The reasons for what moderator Jeffrey Lenobel called a "standoff" between sellers and opportunity fund buyers are all too familiar. As Linkas put it, real estate finance is coming off a phase where the perceived risk was quite low and the actual risk was "terrifying." However, he said, the current credit environment offers opportunities for funds such as his.
Those opportunities could proliferate over the next several months in conjunction with an increase in distress situations, although Lenobel, chairman of the real estate department at Schulte Roth & Zabel, noted that there haven't been many distressed opportunities yet. Loren Balsam, managing director of Perseus Realty Partners, noted that there are a good number of such opportunities in residential assets, while Linkas predicted a rise in commercial opportunities from an interim debt perspective.
"In 2009, whenever there's real distress, you know we'll all be looking," Fox said. The trick, he added, is picking the right opportunities for acquisition.
Not that it's simply a matter of identifying the opportunities and taking them. "Anybody who doesn't think fund-raising has gotten more challenging is in for a real surprise," said Marc Davidson, managing director of AEW Capital Management.
One aspect of potential deal-making that's incomplete at the moment is levels of financing: Jacobsson said the senior piece of the capital stack is "not there" and someone needs to start making these loans again. It isn't likely to happen right away, though. "Banks we all know and love are in a capital crisis themselves," he said, adding that several overseas banks aren't capital-constrained but they don't know the territory here. In particular, Jacobsson said, some of the leading Japanese banks are well capitalized, "but I don't see them jumping into the US market right now."
Among domestic banks, Fox said he sees a push to clean up balance sheets by year's end. Davidson said the industry needs to find the housing floor before conditions begin to stabilize. "We created these conditions over a long period of time," he said. "We're not going to cure them in a short period of time."

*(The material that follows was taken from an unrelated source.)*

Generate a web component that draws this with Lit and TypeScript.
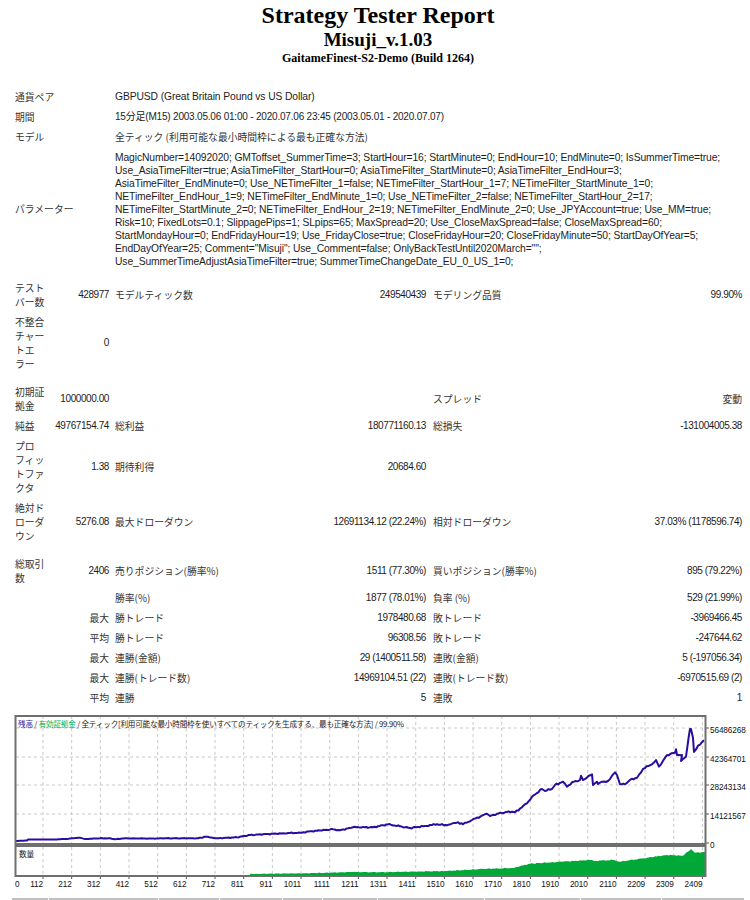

Prior to the afternoon's power panel, Jeff DeBoer, president and CEO of the Real Estate Roundtable, offered attendees a preview of what results to expect from the upcoming national elections. The Democrats are expected to pick up seats in the both the House and Senate, he said, while the outcome of the presidential race is far less certain. Regardless of whether John McCain or Barack Obama wins the election, "this industry will be in the cross-hairs" of lawmakers during the next Congressional session.